Virtual demos are underrated. A high-quality live screen-share, recorded remote walkthrough, or device-owner interview can reveal much more than a glamorous press photo. Ask the local owner to show settings pages, camera samples, thermal behavior, battery estimates, keyboard switching, language packs, and carrier settings. If you are covering a camera-centric device, request sample files rather than compressed social clips. If you are covering a special-edition phone, ask for close-ups of unique materials, wallpapers, icons, and packaging.

This approach works particularly well when a product is region-locked but its software features can be understood anywhere. It also mirrors the way publishers use video caching and engagement tactics to make media feel smoother and more accessible. For Tamil creators, the key is not just showing the phone; it is showing the phone in a way that helps viewers decide whether a future purchase is realistic.

How to localize the review for a Tamil-speaking audience

Translate the idea, not only the words

Localization is more than subtitles. A Tamil audience may understand English specs, but they will respond more deeply when the review uses local reference points: exchange rate pressure, warranty expectations, commonly used carriers, festival buying cycles, and import perceptions in Chennai, Jaffna, Kuala Lumpur, or Toronto. This is especially important for cross-border content, where a global audience may not share the same access assumptions. Think of localization as helping viewers answer, “What does this mean for me?” rather than “What does this device do?”

You can localize by comparing the phone to devices that Tamil viewers already know, by converting pricing into INR, LKR, MYR, SGD, or CAD, and by explaining whether the device is practical for daily use with Tamil input, call recording norms, regional apps, and camera performance in mixed lighting. If you want to sharpen the way you explain tech to general audiences, our guide on turning product pages into stories is useful, even though it comes from a different niche. The storytelling principle is the same.

Use Tamil-language examples and use cases

Instead of saying “good for everyday use,” say “good for WhatsApp family groups, YouTube Shorts shooting, college notes, temple-event photography, and late-night OTT viewing.” Those are real use cases your audience recognizes. When you speak in context, you sound like a member of the community, not a translator of spec sheets. That matters because a Tamil creator is not only informing viewers; they are helping them imagine how the device fits into life.
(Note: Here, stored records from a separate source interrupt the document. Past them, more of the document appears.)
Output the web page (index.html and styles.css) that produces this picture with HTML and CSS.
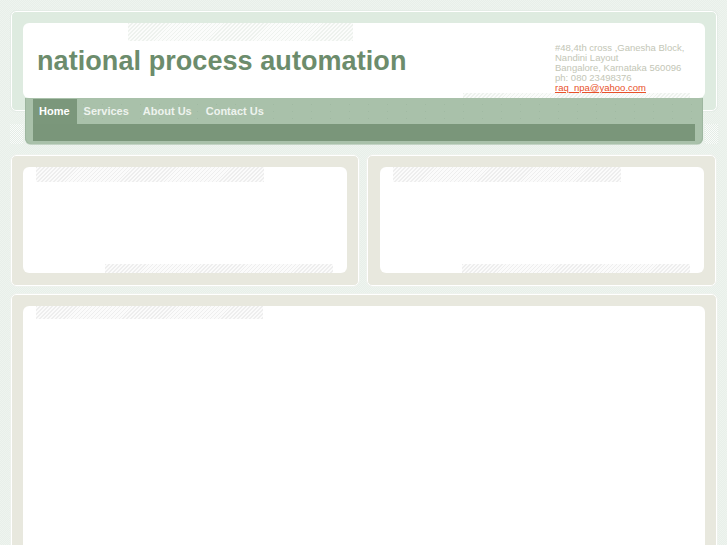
FILE: index.html
```html
<!DOCTYPE html>
<html lang="en">
<head>
<meta charset="utf-8">
<title>national process automation</title>
<link rel="stylesheet" href="styles.css">
</head>
<body>
<div class="page">
  <header class="masthead">
    <div class="masthead-card">
      <h1 class="site-title">national process automation</h1>
      <address class="contact">
        #48,4th cross ,Ganesha Block,<br>
        Nandini Layout<br>
        Bangalore, Karnataka 560096<br>
        ph: 080 23498376<br>
        <a href="#" class="contact-mail">raq_npa@yahoo.com</a>
      </address>
    </div>
  </header>
  <nav class="nav">
    <div class="nav-inner">
      <ul class="nav-list">
        <li class="nav-item nav-item-active">Home</li>
        <li class="nav-item">Services</li>
        <li class="nav-item">About Us</li>
        <li class="nav-item">Contact Us</li>
      </ul>
      <div class="nav-bar"></div>
    </div>
  </nav>
  <div class="panels">
    <section class="panel panel-left"><div class="panel-card panel-card-hatched"></div></section>
    <section class="panel panel-right"><div class="panel-card panel-card-hatched"></div></section>
  </div>
  <section class="panel panel-main"><div class="panel-card panel-card-main"></div></section>
</div>
</body>
</html>
```
FILE: styles.css
```css
* { box-sizing: border-box; }
html, body { margin: 0; height: 545px; overflow: hidden; }
body {
  background: repeating-conic-gradient(#e8efe9 0 25%, #eef4ef 0 50%) 0 0 / 2px 2px;
  font-family: "Liberation Sans", Arial, sans-serif;
}
.page { padding: 11px 10px 0 11px; }

.masthead {
  height: 100px;
  padding: 12px;
  background: #deebe0;
  border: 1px solid #fff;
  border-radius: 5px;
  outline: 1px solid #e4ece6;
}
.masthead-card {
  height: 75px;
  margin: -1px;
  padding: 0 13px;
  display: flex;
  justify-content: space-between;
  border-radius: 6px;
  background:
    repeating-linear-gradient(135deg, #eef2ee 0 1px, #fbfcfb 1px 2.8px) 105px 0 / 225px 18px no-repeat,
    repeating-linear-gradient(135deg, #eef2ee 0 1px, #fbfcfb 1px 2.8px) 440px 70px / 227px 5px no-repeat,
    #fff;
}
.site-title {
  margin: 21px 0 0 1px;
  font-size: 27px;
  line-height: 34px;
  font-weight: bold;
  letter-spacing: 0.07px;
  color: #6c8c6c;
}
.contact {
  width: 137px;
  margin-top: 20px;
  font-style: normal;
  font-size: 9.5px;
  line-height: 10px;
  color: #c3c6b6;
}
.contact-mail { color: #e8512a; }

.nav {
  position: relative;
  height: 46px;
  margin: -13px 14px 0;
  padding: 1px 8px 0;
  background: #a9c1aa;
  border-radius: 0 0 6px 6px;
  box-shadow: 0 1px 0 #c3d4c5, inset 1px 0 0 #9db69f, inset -1px 0 0 #9db69f;
}
.nav::before, .nav::after {
  content: "";
  position: absolute;
  top: 26px;
  width: 13px;
  height: 20px;
  background: repeating-conic-gradient(#e4ece6 0 25%, #fafcfa 0 50%) 0 0 / 2px 2px;
}
.nav::before { left: -15px; }
.nav::after { right: -15px; }
.nav-inner { height: 42px; display: flex; flex-direction: column; }
.nav-list {
  height: 25px;
  margin: 0;
  padding: 0;
  display: flex;
  list-style: none;
  background: radial-gradient(circle, #a0b9a2 0.6px, transparent 0.8px) 3px 2px / 19px 7px;
}
.nav-item {
  padding: 0 7px;
  font-size: 11px;
  line-height: 24px;
  font-weight: bold;
  color: #eef3ee;
}
.nav-item-active { padding-left: 6px; background: #7b977b; color: #fff; }
.nav-bar { height: 17px; background: #7a967a; }

.panels {
  display: grid;
  grid-template-columns: 348px 349px;
  gap: 8px;
  margin-top: 11px;
}
.panel {
  padding: 11px 11px 12px;
  background: #e8e8de;
  border: 1px solid #fff;
  border-radius: 5px;
  outline: 1px solid #eef2ed;
}
.panel-right { padding-left: 12px; }
.panel-main { height: 300px; margin-top: 8px; }
.panel-card {
  height: 106px;
  border-radius: 6px;
  background-color: #fff;
}
.panel-card-hatched {
  background-image:
    repeating-linear-gradient(135deg, #eeeeee 0 1px, #fbfbfb 1px 2.8px),
    repeating-linear-gradient(135deg, #eeeeee 0 1px, #fbfbfb 1px 2.8px);
  background-size: 228px 15px, 228px 9px;
  background-position: 13px 0, 82px 97px;
  background-repeat: no-repeat;
}
.panel-card-main {
  height: 280px;
  background-image: repeating-linear-gradient(135deg, #eeeeee 0 1px, #fbfbfb 1px 2.8px);
  background-size: 227px 13px;
  background-position: 13px 0;
  background-repeat: no-repeat;
}
```
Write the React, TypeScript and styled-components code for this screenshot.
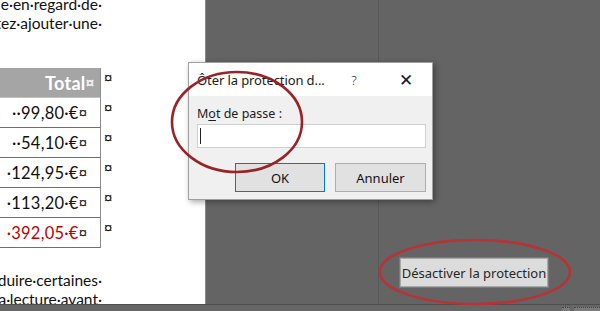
import styled, { createGlobalStyle } from 'styled-components';

const GlobalStyle = createGlobalStyle`
	html, body {
		margin: 0;
		padding: 0;
		width: 600px;
		height: 311px;
		overflow: hidden;
		background: #646464;
	}
`;

const rows: { value: string; total?: boolean }[] = [
	{ value: '··99,80·€' },
	{ value: '··54,10·€' },
	{ value: '·124,95·€' },
	{ value: '·113,20·€' },
	{ value: '·392,05·€', total: true },
];

const Screen = styled.div`
	position: relative;
	width: 600px;
	height: 311px;
	display: flex;
	flex-direction: column;
	overflow: hidden;
	font-family: Lato, 'Liberation Sans', sans-serif;
`;

const Workspace = styled.div`
	flex: 1;
	display: flex;
	min-height: 0;
`;

const Page = styled.div`
	width: 206px;
	background: #fff;
	border-right: 1px solid #8a8a8a;
	overflow: hidden;
	display: flex;
	flex-direction: column;
	padding-right: 103px;
	box-sizing: border-box;
`;

const Line = styled.div<{ $top?: number }>`
	display: flex;
	justify-content: flex-end;
	white-space: nowrap;
	font-size: 15.5px;
	line-height: 19px;
	height: 19px;
	color: #111;
	margin-top: ${p => p.$top ?? 0}px;
`;

const Table = styled.div`
	margin-top: 35px;
	display: flex;
	flex-direction: column;
	margin-right: -2px;
`;

const TableRow = styled.div`
	display: flex;
	align-items: flex-start;
`;

const Cell = styled.div<{ $head?: boolean; $red?: boolean }>`
	width: 101px;
	flex-shrink: 0;
	height: 30px;
	box-sizing: border-box;
	display: flex;
	align-items: center;
	justify-content: flex-end;
	white-space: nowrap;
	padding-right: ${p => (p.$head ? 6 : 13)}px;
	font-size: ${p => (p.$head ? 18 : 16.5)}px;
	letter-spacing: ${p => (p.$head ? 0.3 : 0.25)}px;
	font-weight: ${p => (p.$head ? 700 : 400)};
	color: ${p => (p.$head ? '#fff' : p.$red ? '#c00000' : '#111')};
	background: ${p => (p.$head ? '#a5a5a5' : '#fff')};
	border-right: 1px solid #8c8c8c;
	border-bottom: 1px solid ${p => (p.$head ? '#c0c0c0' : '#6e6e6e')};
`;

const Mark = styled.span<{ $light?: boolean }>`
	font-family: 'Liberation Sans', sans-serif;
	font-size: 15px;
	font-weight: ${p => (p.$light ? 700 : 400)};
	letter-spacing: 0;
	color: ${p => (p.$light ? '#f2f2f2' : '#222')};
`;

const RowMark = styled.span`
	font-family: 'Liberation Sans', sans-serif;
	font-size: 15px;
	color: #111;
	padding: 2px 0 0 3px;
	line-height: 16px;
`;

const AfterTable = styled.div`
	margin-top: 23px;
	display: flex;
	flex-direction: column;
`;

const Pane = styled.div`
	width: 172px;
	background: #646464;
	border-right: 1px solid #585858;
`;

const SidePane = styled.div`
	flex: 1;
	background: #646464;
	display: flex;
	align-items: flex-end;
	padding: 0 0 17px 21px;
`;

const GrayButton = styled.button`
	width: 148px;
	height: 29px;
	background: #dcdcdc;
	border: 1px solid #a8a8a8;
	outline: 1px solid #7a7a7a;
	font-family: 'Noto Sans', 'Open Sans', sans-serif;
	font-size: 13px;
	color: #262626;
	padding: 0;
`;

const StatusBar = styled.div`
	height: 6px;
	background: #666;
	border-top: 1px solid #4e4e4e;
	display: flex;
	justify-content: flex-end;
	gap: 4px;
`;

const StatusBox = styled.div<{ $w: number }>`
	width: ${p => p.$w}px;
	margin-top: 2px;
	background: #7a7a7a;
	border-top: 1px dotted #444;
`;

const Dialog = styled.div`
	position: absolute;
	left: 188px;
	top: 62px;
	width: 245px;
	background: #f0f0f0;
	border: 1px solid #a0a0a0;
	box-shadow: 2px 2px 6px rgba(0, 0, 0, 0.35);
	font-family: 'Noto Sans', 'Open Sans', sans-serif;
	color: #1a1a1a;
	box-sizing: border-box;
`;

const TitleBar = styled.div`
	height: 33px;
	background: #fff;
	display: flex;
	align-items: center;
	padding-left: 8px;
	font-size: 13px;
`;

const Title = styled.span`
	flex: 1;
	white-space: nowrap;
	letter-spacing: -0.1px;
`;

const TitleAction = styled.span<{ $big?: boolean }>`
	width: 52px;
	text-align: center;
	font-size: ${p => (p.$big ? 17 : 13)}px;
	font-weight: 300;
`;

const Body = styled.div`
	display: flex;
	flex-direction: column;
	padding: 9px 6px 7px 8px;
`;

const Label = styled.label`
	font-size: 12.5px;
	height: 18px;
	u {
		text-decoration-thickness: 1px;
		text-underline-offset: 2px;
	}
`;

const Input = styled.div`
	margin-top: 1px;
	height: 24px;
	background: #fff;
	border: 1px solid #cfcfcf;
	box-sizing: border-box;
	display: flex;
	align-items: center;
	padding-left: 2px;
`;

const Caret = styled.span`
	width: 1px;
	height: 16px;
	background: #222;
`;

const Buttons = styled.div`
	display: flex;
	justify-content: flex-end;
	gap: 10px;
	margin-top: 15px;
`;

const DialogButton = styled.button<{ $primary?: boolean }>`
	width: ${p => (p.$primary ? 90 : 91)}px;
	height: 29px;
	background: #e1e1e1;
	border: 1px solid ${p => (p.$primary ? '#0078d7' : '#adadad')};
	font-family: 'Noto Sans', 'Open Sans', sans-serif;
	font-size: 13px;
	color: #111;
	padding: 0;
`;

const Annotations = styled.svg`
	position: absolute;
	left: 0;
	top: 0;
	pointer-events: none;
`;

const App = () => {
	return <Screen>
		<GlobalStyle />
		<Workspace>
			<Page>
				<Line $top={-5}>e·en·regard·de·</Line>
				<Line>tez·ajouter·une·</Line>
				<Table>
					<TableRow>
						<Cell $head>Total<Mark $light>¤</Mark></Cell>
						<RowMark>¤</RowMark>
					</TableRow>
					{ rows.map((r, i) => <TableRow key={i}>
						<Cell $red={r.total}>{ r.value }<Mark>¤</Mark></Cell>
						<RowMark>¤</RowMark>
					</TableRow>) }
				</Table>
				<AfterTable>
					<Line>duire·certaines·</Line>
					<Line>a·lecture·avant·</Line>
				</AfterTable>
			</Page>
			<Pane />
			<SidePane>
				<GrayButton>Désactiver la protection</GrayButton>
			</SidePane>
		</Workspace>
		<StatusBar>
			<StatusBox $w={8} />
			<StatusBox $w={26} />
		</StatusBar>

		<Dialog>
			<TitleBar>
				<Title>Ôter la protection d...</Title>
				<TitleAction>?</TitleAction>
				<TitleAction $big>✕</TitleAction>
			</TitleBar>
			<Body>
				<Label>M<u>o</u>t de passe :</Label>
				<Input><Caret /></Input>
				<Buttons>
					<DialogButton $primary>OK</DialogButton>
					<DialogButton>Annuler</DialogButton>
				</Buttons>
			</Body>
		</Dialog>

		<Annotations width={600} height={311} viewBox='0 0 600 311'>
			<ellipse cx={237} cy={122} rx={65} ry={50} fill='none' stroke='#9a2327' strokeWidth={2.6} />
			<ellipse cx={475} cy={272} rx={95} ry={32} fill='none' stroke='#b83236' strokeWidth={2.6} />
		</Annotations>
	</Screen>;
};

export default App;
For monetization, localized use cases also improve affiliate conversions because they reduce uncertainty. A viewer who can picture themselves using the phone is more likely to click through, compare prices, or ask follow-up questions. This mirrors the trust-building logic in monetizing trust and the community-centered approach in community connections with local fans. The most effective creators do not just review devices; they make them feel socially legible.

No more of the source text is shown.